In an attempt to overcome public opposition, papers reveal that Ms Boyack said it was “important to try to broaden the debate from road tolling to place the main emphasis on congestion charging”.

The proposals were subsequently published in a consultation paper entitled: “Fighting traffic congestion and pollution through road user and workplace parking charges”.

Minutes from a cabinet meeting at the time state: “Ms Boyack introduced her paper on road user charging. She said that it was important that the Executive should seek to move the debate on to the role which charging might play in an integrated transport policy.”

Proposals for trunk road tolls were “undoubtedly the most controversial” but because congestion was getting worse “could therefore genuinely be seen as part of the response to congestion rather than simply a way of raising revenue”, the documents said.

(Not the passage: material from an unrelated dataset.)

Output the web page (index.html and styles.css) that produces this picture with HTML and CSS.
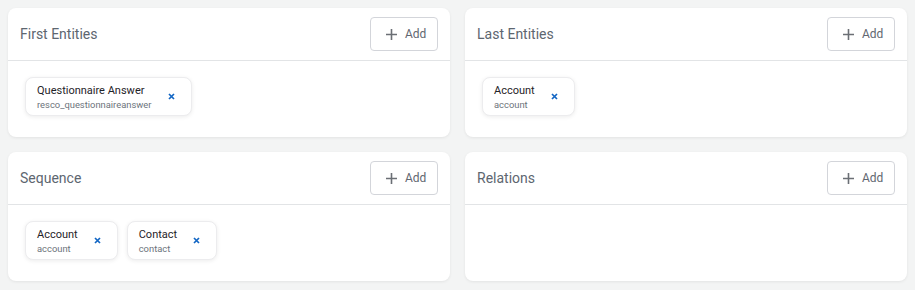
FILE: index.html
```html
<!DOCTYPE html>
<html>
    <head>
        <title>Entities</title>
        <link rel="stylesheet" href="styles.css">
    </head>
    <body>
        <div class="grid">
            <div class="card">
                <div class="card-header">
                    <span class="card-title">First Entities</span>
                    <button type="button" class="add-btn">
                        <svg width="11" height="11" viewBox="0 0 11 11"><path d="M5.5 0v11M0 5.5h11" stroke="#6b6f75" stroke-width="1.6"/></svg>
                        Add
                    </button>
                </div>
                <div class="card-body">
                    <div class="chip">
                        <div class="chip-text">
                            <span class="chip-name">Questionnaire Answer</span>
                            <span class="chip-logical">resco_questionnaireanswer</span>
                        </div>
                        <button type="button" class="chip-remove">
                            <svg width="7" height="7" viewBox="0 0 7 7"><path d="M1 1l5 5M6 1L1 6" stroke="#1266c4" stroke-width="1.7"/></svg>
                        </button>
                    </div>
                </div>
            </div>

            <div class="card">
                <div class="card-header">
                    <span class="card-title">Last Entities</span>
                    <button type="button" class="add-btn">
                        <svg width="11" height="11" viewBox="0 0 11 11"><path d="M5.5 0v11M0 5.5h11" stroke="#6b6f75" stroke-width="1.6"/></svg>
                        Add
                    </button>
                </div>
                <div class="card-body">
                    <div class="chip">
                        <div class="chip-text">
                            <span class="chip-name">Account</span>
                            <span class="chip-logical">account</span>
                        </div>
                        <button type="button" class="chip-remove">
                            <svg width="7" height="7" viewBox="0 0 7 7"><path d="M1 1l5 5M6 1L1 6" stroke="#1266c4" stroke-width="1.7"/></svg>
                        </button>
                    </div>
                </div>
            </div>

            <div class="card">
                <div class="card-header">
                    <span class="card-title">Sequence</span>
                    <button type="button" class="add-btn">
                        <svg width="11" height="11" viewBox="0 0 11 11"><path d="M5.5 0v11M0 5.5h11" stroke="#6b6f75" stroke-width="1.6"/></svg>
                        Add
                    </button>
                </div>
                <div class="card-body">
                    <div class="chip">
                        <div class="chip-text">
                            <span class="chip-name">Account</span>
                            <span class="chip-logical">account</span>
                        </div>
                        <button type="button" class="chip-remove">
                            <svg width="7" height="7" viewBox="0 0 7 7"><path d="M1 1l5 5M6 1L1 6" stroke="#1266c4" stroke-width="1.7"/></svg>
                        </button>
                    </div>
                    <div class="chip">
                        <div class="chip-text">
                            <span class="chip-name">Contact</span>
                            <span class="chip-logical">contact</span>
                        </div>
                        <button type="button" class="chip-remove">
                            <svg width="7" height="7" viewBox="0 0 7 7"><path d="M1 1l5 5M6 1L1 6" stroke="#1266c4" stroke-width="1.7"/></svg>
                        </button>
                    </div>
                </div>
            </div>

            <div class="card">
                <div class="card-header">
                    <span class="card-title">Relations</span>
                    <button type="button" class="add-btn">
                        <svg width="11" height="11" viewBox="0 0 11 11"><path d="M5.5 0v11M0 5.5h11" stroke="#6b6f75" stroke-width="1.6"/></svg>
                        Add
                    </button>
                </div>
                <div class="card-body"></div>
            </div>
        </div>
    </body>
</html>
```

FILE: styles.css
```css
body {
    font-family: Roboto, "Liberation Sans", Arial, sans-serif;
    background-color: #f3f4f4;
    margin: 0;
    padding: 8px;
}

.grid {
    display: grid;
    grid-template-columns: 1fr 1fr;
    column-gap: 15px;
    row-gap: 15px;
}

.card {
    background-color: #ffffff;
    border-radius: 8px;
    box-shadow: 0 1px 3px rgba(0, 0, 0, 0.07);
}

.card-header {
    height: 53px;
    box-sizing: border-box;
    padding: 0 12px 0 12px;
    display: flex;
    align-items: center;
    justify-content: space-between;
    border-bottom: 1px solid #e2e4e6;
}

.card-title {
    font-size: 14px;
    color: #5d6670;
}

.add-btn {
    height: 34px;
    width: 68px;
    display: flex;
    align-items: center;
    gap: 8px;
    padding: 0 0 0 15px;
    border: 1px solid #d3d5da;
    border-radius: 4px;
    background-color: #ffffff;
    font-family: inherit;
    font-size: 12px;
    color: #5f6770;
    cursor: pointer;
}

.card-body {
    min-height: 76px;
    box-sizing: border-box;
    padding: 16px 17px;
    display: flex;
    align-items: flex-start;
    gap: 9px;
}

.chip {
    height: 39px;
    box-sizing: border-box;
    display: flex;
    align-items: center;
    padding: 0 16px 0 11px;
    border: 1px solid #ececee;
    border-radius: 8px;
    box-shadow: 0 1px 4px rgba(0, 0, 0, 0.08);
    background-color: #ffffff;
}

.chip-text {
    display: flex;
    flex-direction: column;
    margin-right: 16px;
}

.chip-name {
    font-size: 11px;
    line-height: 15px;
    color: #1f2328;
}

.chip-logical {
    font-size: 9.4px;
    line-height: 13px;
    color: #6c737b;
}

.chip-remove {
    background: none;
    border: none;
    padding: 0;
    display: flex;
    cursor: pointer;
}
```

The minutes state: “In the autumn the executive would announce the outcome of the strategic review of the trunk road network. Some new road schemes would be critical to the effective functioning of the network and in the absence of other resources trunk road user charging seemed the only means of raising the necessary resources for investment.”

Ms Boyack was urged to examine “whether trunk road charges could be set at a level to produce sufficient revenues to justify their introduction”.

In a restricted policy document on road tolls, Ms Boyack said: “Our policy is to reinvest the proceeds in transport generally. but colleagues should be aware of the pressure for an announcement on the outcome of the much delayed strategic roads review.”